Home and office interconnection

Our Access, Terminals, Transmission and Multiplexing committee (TC ATTM) is developing specifications for optical fibre systems to support the global deployment of fibre on customer premises and to enable the development of equipment required by building in-home services.

We are developing a TS on the requirements for reverse power feeding for Fibre to the Distribution Point (FTTdp), whereby the node at the distribution point can be powered from the customer premises equipment.
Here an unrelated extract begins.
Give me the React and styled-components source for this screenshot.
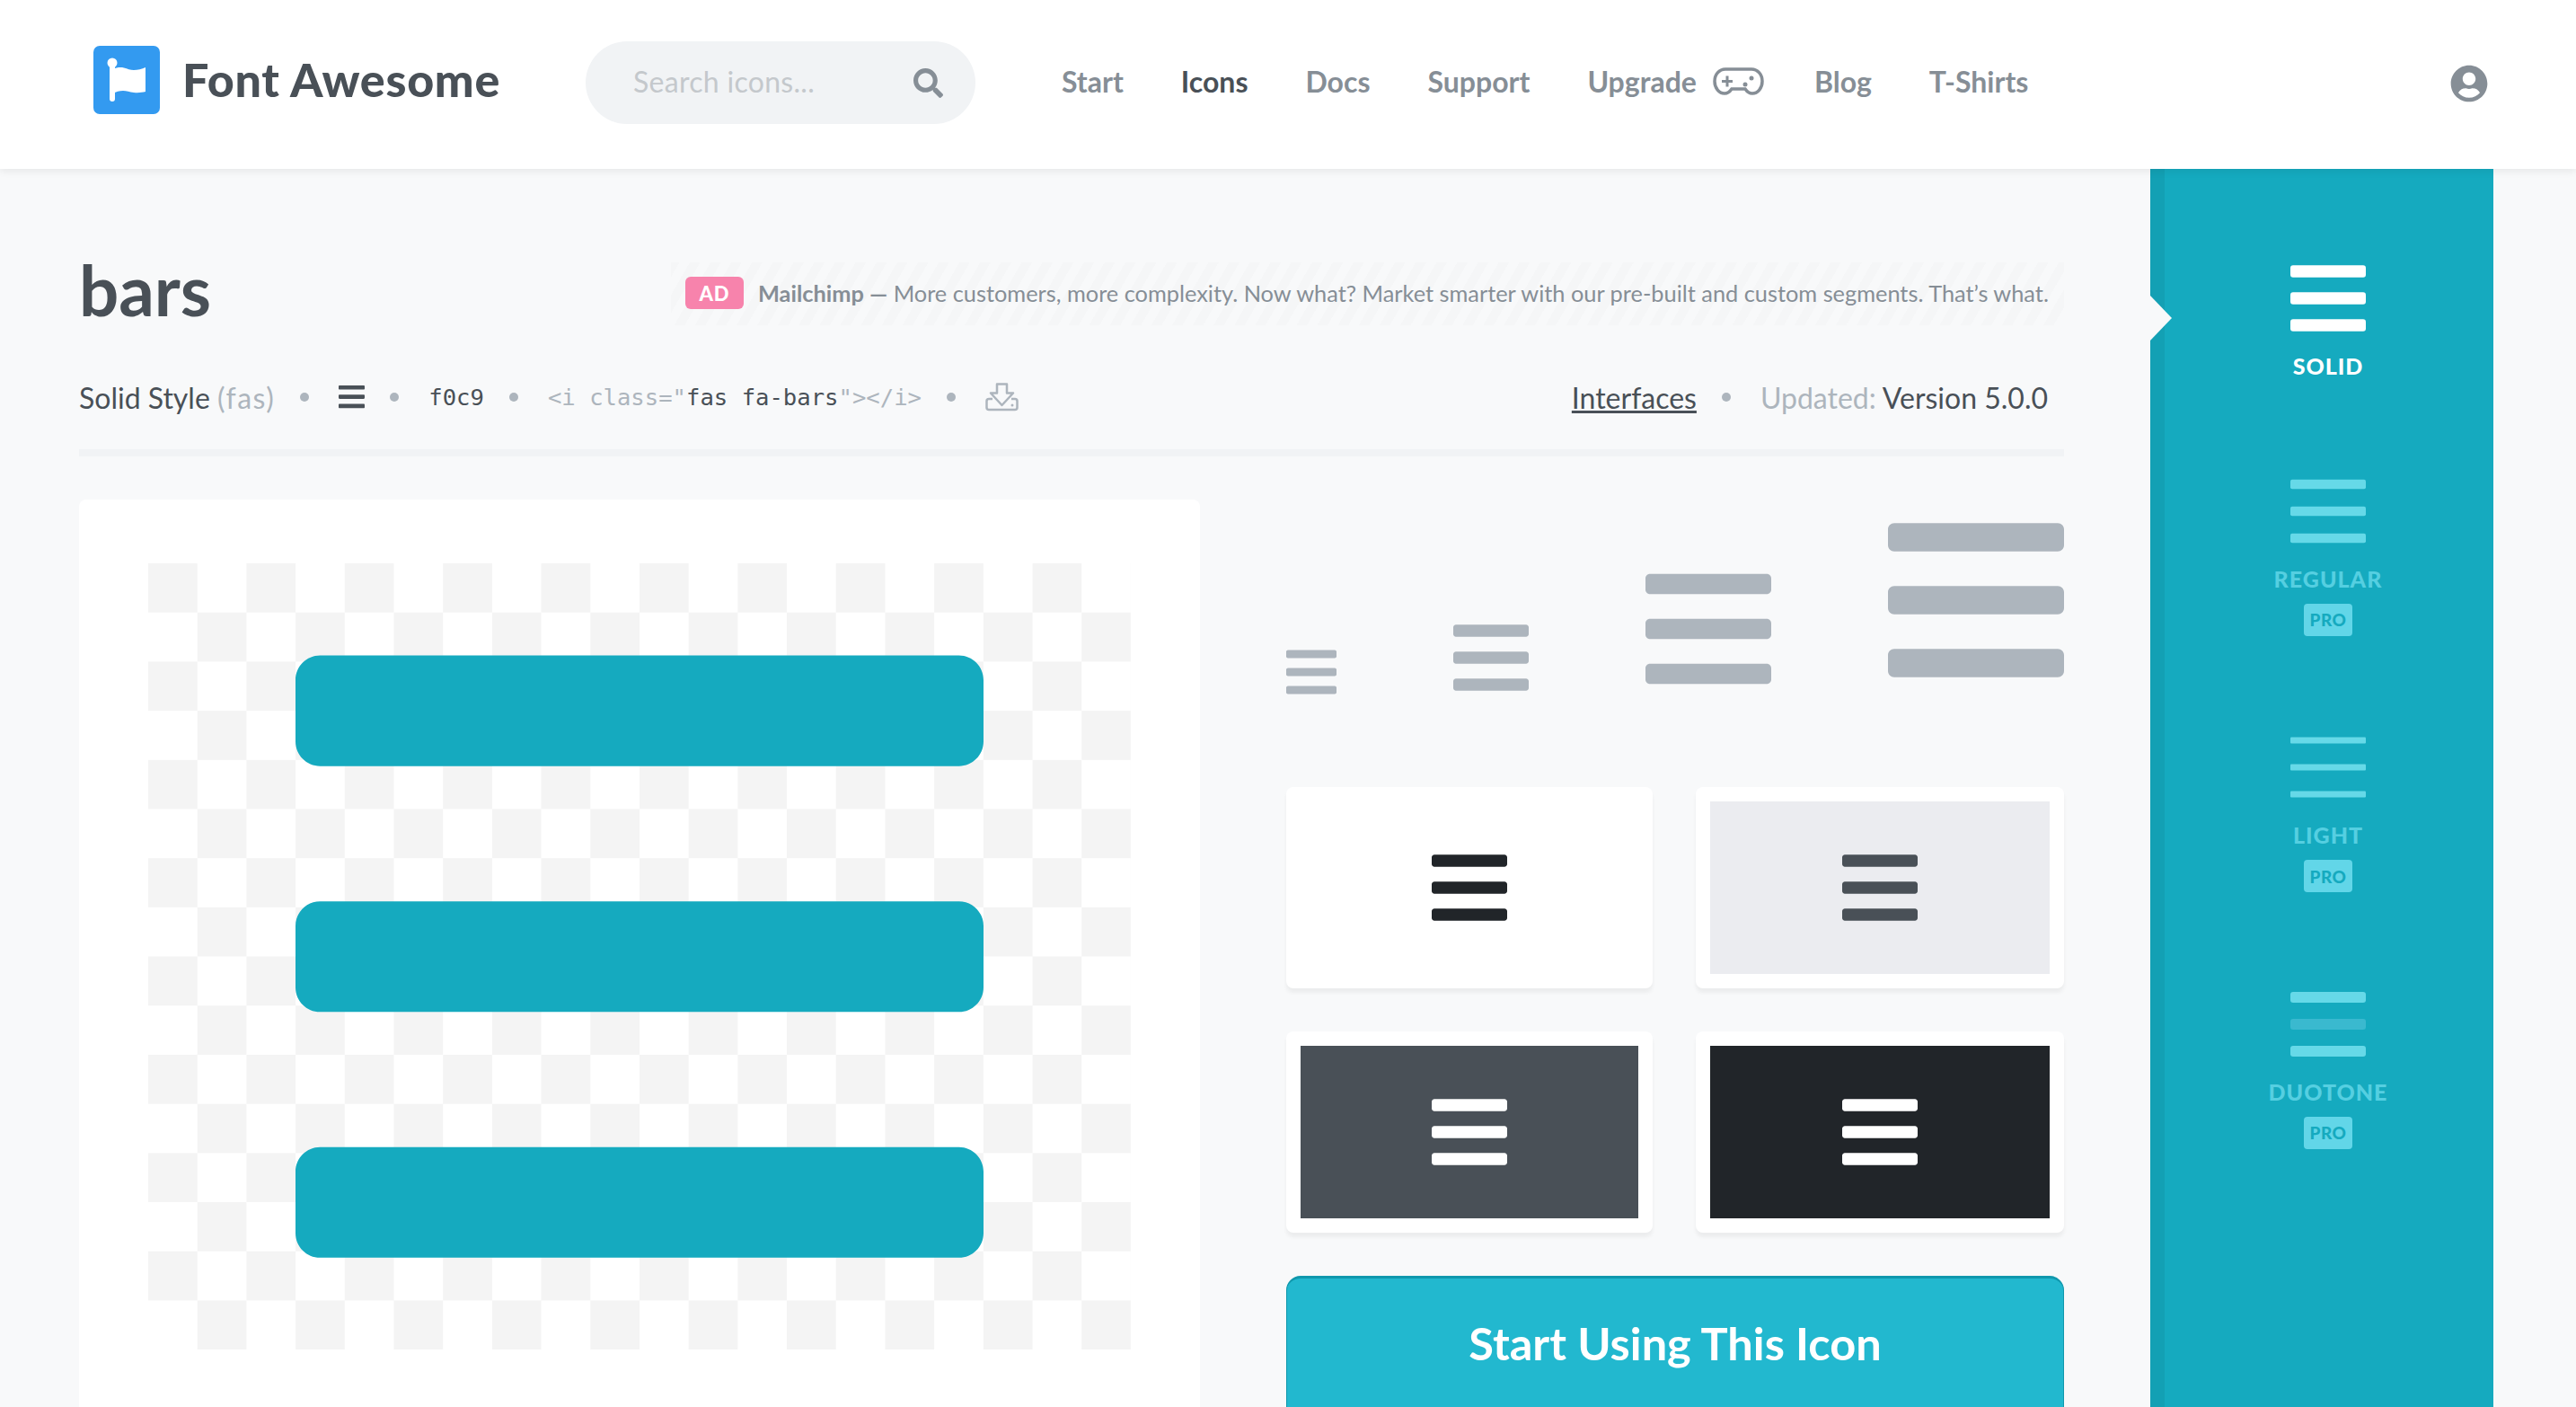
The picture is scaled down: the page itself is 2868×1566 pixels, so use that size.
import React from 'react';
import styled, { createGlobalStyle } from 'styled-components';
import { FaBars, FaSearch, FaUserCircle } from 'react-icons/fa';

const GlobalStyle = createGlobalStyle`
  html, body {
    margin: 0;
    height: 100%;
    overflow: hidden;
    background: #f8f9fa;
    font-family: Lato, "Liberation Sans", sans-serif;
    color: #495057;
  }
`;

const Page = styled.div`
  height: 1566px;
  display: flex;
  flex-direction: column;
  overflow: hidden;
`;

const Header = styled.header`
  position: relative;
  z-index: 2;
  height: 188px;
  flex: none;
  box-sizing: border-box;
  display: flex;
  align-items: center;
  padding: 0 98px 4px 104px;
  background: #fff;
  box-shadow: 0 3px 8px rgba(0, 0, 0, 0.07);
`;

const Brand = styled.div`
  display: flex;
  align-items: center;
  gap: 25px;
  width: 548px;
  font-size: 52px;
  font-weight: 900;
  letter-spacing: 0.7px;
  color: #495057;
  svg {
    margin-bottom: 6px;
  }
  span {
    padding-bottom: 8px;
  }
`;

const Search = styled.div`
  width: 434px;
  height: 92px;
  box-sizing: border-box;
  padding: 0 36px 0 53px;
  display: flex;
  align-items: center;
  justify-content: space-between;
  border-radius: 46px;
  background: #f1f3f5;
  font-size: 32px;
  letter-spacing: 0.3px;
  color: #c4c8cc;
  span {
    padding-bottom: 4px;
  }
  svg {
    width: 33px;
    height: 33px;
    color: #868e96;
  }
`;

const Nav = styled.nav`
  display: flex;
  align-items: center;
  gap: 64px;
  margin-left: 96px;
  flex: 1;
`;

const NavLink = styled.a`
  display: flex;
  align-items: center;
  gap: 18px;
  padding-bottom: 4px;
  margin-right: ${(p) => (p.$tight ? '-8px' : '0')};
  font-size: 32px;
  font-weight: 700;
  color: ${(p) => (p.$active ? '#495057' : '#868e96')};
`;

const UserIcon = styled(FaUserCircle)`
  width: 42px;
  height: 42px;
  margin-top: 2px;
  color: #868e96;
`;

const Body = styled.div`
  flex: 1;
  display: flex;
  padding: 0 92px 0 88px;
`;

const Main = styled.main`
  width: 2210px;
  margin-right: 96px;
  flex: none;
`;

const TitleRow = styled.div`
  display: flex;
  justify-content: space-between;
  align-items: center;
  height: 70px;
  margin-top: 104px;
`;

const Title = styled.h1`
  margin: 0 0 10px;
  font-size: 78px;
  font-weight: 700;
  color: #495057;
`;

const Ad = styled.div`
  width: 1551px;
  height: 70px;
  box-sizing: border-box;
  padding: 0 18px 2px 16px;
  display: flex;
  align-items: center;
  background: repeating-linear-gradient(
    -60deg,
    #f8f9fa 0 10px,
    #f5f6f7 10px 20px
  );
  font-size: 25.35px;
  color: #868e96;
  b {
    font-weight: 700;
  }
`;

const AdBadge = styled.span`
  flex: none;
  width: 65px;
  height: 36px;
  margin-right: 16px;
  display: inline-flex;
  align-items: center;
  justify-content: center;
  border-radius: 6px;
  background: #f783ac;
  color: #fff;
  font-size: 22px;
  font-weight: 900;
  letter-spacing: 1px;
`;

const AdText = styled.span`
  white-space: nowrap;
`;

const MetaRow = styled.div`
  display: flex;
  align-items: center;
  justify-content: space-between;
  height: 60px;
  margin-top: 50px;
  padding-right: 18px;
  font-size: 32px;
  color: #495057;
`;

const MetaGroup = styled.div`
  display: flex;
  align-items: center;
  gap: 28px;
`;

const Muted = styled.span`
  color: #adb5bd;
  letter-spacing: ${(p) => (p.$wide ? '1.5px' : '0')};
`;

const Dot = styled.span`
  width: 10px;
  height: 10px;
  margin-right: 5px;
  border-radius: 50%;
  background: #adb5bd;
`;

const Code = styled.code`
  font-family: "DejaVu Sans Mono", monospace;
  font-size: 25.6px;
  color: #adb5bd;
  b {
    font-weight: 400;
    color: #495057;
  }
`;

const Underlined = styled.a`
  text-decoration: underline;
  color: #495057;
`;

const Divider = styled.div`
  height: 8px;
  margin-top: 28px;
  background: #f1f3f5;
`;

const Columns = styled.div`
  display: flex;
  justify-content: space-between;
  margin-top: 48px;
`;

const Preview = styled.div`
  width: 1248px;
  height: 1100px;
  flex: none;
  box-sizing: border-box;
  padding: 71px 0 0 77px;
  border-radius: 8px;
  background: #fff;
`;

const Checker = styled.div`
  width: 1094px;
  height: 875px;
  display: flex;
  justify-content: center;
  background-image: conic-gradient(#fff 25%, #f4f4f4 0 50%, #fff 0 75%, #f4f4f4 0);
  background-size: 109.4px 109.4px;
`;

const Side = styled.div`
  width: 866px;
  flex: none;
`;

const Sizes = styled.div`
  display: flex;
  justify-content: space-between;
  align-items: flex-end;
  height: 224px;
`;

const Bars = styled(FaBars)`
  display: block;
  flex: none;
  width: ${(p) => p.$w}px;
  height: ${(p) => (p.$w * 512) / 448}px;
  color: ${(p) => p.$color};
`;

const Tiles = styled.div`
  display: grid;
  grid-template-columns: 408px 410px;
  justify-content: space-between;
  row-gap: 48px;
  margin-top: 96px;
`;

const Tile = styled.div`
  height: 224px;
  box-sizing: border-box;
  padding: 16px;
  border-radius: 8px;
  background: #fff;
  box-shadow: 0 5px 4px rgba(0, 0, 0, 0.05);
`;

const TileInner = styled.div`
  height: 192px;
  display: flex;
  align-items: center;
  justify-content: center;
  background: ${(p) => p.$bg};
`;

const CtaButton = styled.a`
  display: block;
  height: 220px;
  margin-top: 48px;
  box-sizing: border-box;
  padding-top: 41px;
  border: 1px solid #1098ad;
  border-top-width: 3px;
  border-radius: 16px;
  background: #22b8cf;
  text-align: center;
  font-size: 50.5px;
  font-weight: 700;
  color: #fff;
`;

const Sidebar = styled.aside`
  position: relative;
  width: 382px;
  flex: none;
  box-sizing: border-box;
  padding: 96px 2px 0 0;
  display: flex;
  flex-direction: column;
  align-items: center;
  gap: 98.5px;
  background: #15aabf;
  border-left: 16px solid #13a0b4;
`;

const Notch = styled.span`
  position: absolute;
  left: -16px;
  top: 141px;
  width: 0;
  height: 0;
  border-left: 24px solid #f8f9fa;
  border-top: 25px solid transparent;
  border-bottom: 25px solid transparent;
`;

const StyleItem = styled.div`
  display: flex;
  flex-direction: column;
  align-items: center;
  svg {
    display: block;
  }
`;

const StyleLabel = styled.div`
  margin-top: 12px;
  font-size: 25px;
  line-height: 30px;
  font-weight: 900;
  letter-spacing: 1px;
  color: ${(p) => (p.$active ? '#fff' : '#55cfe1')};
`;

const ProBadge = styled.div`
  width: 54px;
  height: 36px;
  margin-top: 13px;
  display: flex;
  align-items: center;
  justify-content: center;
  border-radius: 4px;
  background: #62d6e8;
  color: #15aabf;
  font-size: 19px;
  font-weight: 900;
  letter-spacing: 0.5px;
`;

// three bars of the style switcher, heights differ per style
const StyleBars = ({ h, r, fill, middle }) => (
  <svg width="84" height="96" viewBox="0 0 84 96">
    {[18, 48, 78].map((y, i) => (
      <rect
        key={y}
        x="0"
        y={y - h / 2}
        width="84"
        height={h}
        rx={r}
        fill={i === 1 && middle ? middle : fill}
      />
    ))}
  </svg>
);

const LogoFlag = () => (
  <svg width="74" height="76" viewBox="0 0 74 76">
    <rect width="74" height="76" rx="7" fill="#339af0" />
    <circle cx="21" cy="19" r="5.500" fill="#fff" />
    <rect x="18" y="20" width="6" height="42" rx="3" fill="#fff" />
    <path
      fill="#fff"
      d="M22 26c4-2 8-2.500 12-1.500 4 1 7 2.500 11 2.500 4 0 9-1 13-3v27c-4 1-8 1.500-13 1-5-.5-8-2-12-2-4 0-8 1-11 3z"
    />
  </svg>
);

const InboxIn = () => (
  <svg width="37" height="32" viewBox="0 0 37 32" fill="none" stroke="#adb5bd" strokeWidth="2.500" strokeLinejoin="round">
    <path d="M13 1.500h11v10h7L18.500 25 6 11.500h7z" />
    <path d="M8 18H4a2.500 2.500 0 0 0-2.500 2.500v7A2.500 2.500 0 0 0 4 30h29a2.500 2.500 0 0 0 2.500-2.500v-7A2.500 2.500 0 0 0 33 18h-4" />
    <circle cx="30" cy="25" r="1.500" fill="#adb5bd" stroke="none" />
  </svg>
);

const GAME_PAD = (
  <svg width="57" height="31" viewBox="0 0 57 31" fill="none" stroke="#868e96" strokeWidth="3.500">
    <path d="M14 2h29c7 0 12 6 12 13.500S50 29 44 29c-4 0-6-2-8-5H21c-2 3-4 5-8 5C7 29 2 23 2 15.500S7 2 14 2z" />
    <path d="M10 15.500h12M16 9.500v12" strokeWidth="3" />
    <circle cx="36" cy="19" r="2.500" fill="#868e96" stroke="none" />
    <circle cx="43" cy="12" r="2.500" fill="#868e96" stroke="none" />
  </svg>
);

export default function App() {
  return (
    <Page>
      <GlobalStyle />
      <Header>
        <Brand>
          <LogoFlag />
          <span>Font Awesome</span>
        </Brand>
        <Search>
          <span>Search icons...</span>
          <FaSearch />
        </Search>
        <Nav>
          <NavLink>Start</NavLink>
          <NavLink $active>Icons</NavLink>
          <NavLink>Docs</NavLink>
          <NavLink>Support</NavLink>
          <NavLink $tight>Upgrade {GAME_PAD}</NavLink>
          <NavLink>Blog</NavLink>
          <NavLink>T-Shirts</NavLink>
        </Nav>
        <UserIcon />
      </Header>
      <Body>
        <Main>
          <TitleRow>
            <Title>bars</Title>
            <Ad>
              <AdBadge>AD</AdBadge>
              <AdText>
                <b>Mailchimp —</b> More customers, more complexity. Now what? Market smarter with our pre-built and custom segments. That’s what.
              </AdText>
            </Ad>
          </TitleRow>
          <MetaRow>
            <MetaGroup>
              <span>Solid Style <Muted $wide>(fas)</Muted></span>
              <Dot />
              <Bars $w={29} $color="#495057" />
              <Dot />
              <Code><b>f0c9</b></Code>
              <Dot />
              <Code>&lt;i class="<b>fas fa-bars</b>"&gt;&lt;/i&gt;</Code>
              <Dot />
              <InboxIn />
            </MetaGroup>
            <MetaGroup>
              <Underlined>Interfaces</Underlined>
              <Dot />
              <span><Muted>Updated:</Muted> Version 5.0.0</span>
            </MetaGroup>
          </MetaRow>
          <Divider />
          <Columns>
            <Preview>
              <Checker>
                <Bars $w={766} $color="#15aabf" />
              </Checker>
            </Preview>
            <Side>
              <Sizes>
                <Bars $w={56} $color="#adb5bd" />
                <Bars $w={84} $color="#adb5bd" />
                <Bars $w={140} $color="#adb5bd" />
                <Bars $w={196} $color="#adb5bd" />
              </Sizes>
              <Tiles>
                <Tile><TileInner $bg="#fff"><Bars $w={84} $color="#212529" /></TileInner></Tile>
                <Tile><TileInner $bg="#ebecf0"><Bars $w={84} $color="#495057" /></TileInner></Tile>
                <Tile><TileInner $bg="#495057"><Bars $w={84} $color="#fff" /></TileInner></Tile>
                <Tile><TileInner $bg="#212529"><Bars $w={84} $color="#fff" /></TileInner></Tile>
              </Tiles>
              <CtaButton>Start Using This Icon</CtaButton>
            </Side>
          </Columns>
        </Main>
        <Sidebar>
          <Notch />
          <StyleItem>
            <StyleBars h={13.5} r={3} fill="#fff" />
            <StyleLabel $active>SOLID</StyleLabel>
          </StyleItem>
          <StyleItem>
            <StyleBars h={10.5} r={2} fill="#66d9e8" />
            <StyleLabel>REGULAR</StyleLabel>
            <ProBadge>PRO</ProBadge>
          </StyleItem>
          <StyleItem>
            <StyleBars h={7} r={1} fill="#66d9e8" />
            <StyleLabel>LIGHT</StyleLabel>
            <ProBadge>PRO</ProBadge>
          </StyleItem>
          <StyleItem>
            <StyleBars h={12} r={3} fill="#66d9e8" middle="#3ab9cf" />
            <StyleLabel>DUOTONE</StyleLabel>
            <ProBadge>PRO</ProBadge>
          </StyleItem>
        </Sidebar>
      </Body>
    </Page>
  );
}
Other topics in this field include European requirements and applications for FTTdp and Very high bit rate Digital Subscriber Line 2 (VDSL2).

Powerline communications

Our Powerline Telecommunications committee (TC PLT) is focusing on the transportation of video over powerlines to enable the advent of 4K video streaming and video on demand services for Ultra High-Definition Television (UHDTV) and new advances in technology such as High Efficiency Video Coding (HEVC).

Planned developments in our PLT committee include:

  • Completion of a Technical Report (TR) on the impact of HEVC and the H.265 codec on the transmission of high definition video over powerline networks. This report represents the first phase of work towards the development of the standards necessary to enable the provision of very high rate services over powerlines.
  • Completion of a TR on the transmission of very high rate video using a Powerline High-Definition Multimedia Interface for short range links. One use of this technology would be to simplify the installation of home cinema.
  • Publication of a new Technical Specification (TS) on the co-existence of VDSL2 and PLT modems on customer premises using Dynamic Spectral Management (DSM), which has already proved useful for the mitigation of interference caused by networks co-existing in the same building.
  • Completion of our work on the powerline communication requirements for smart meters, in response to European Commission Mandate 441.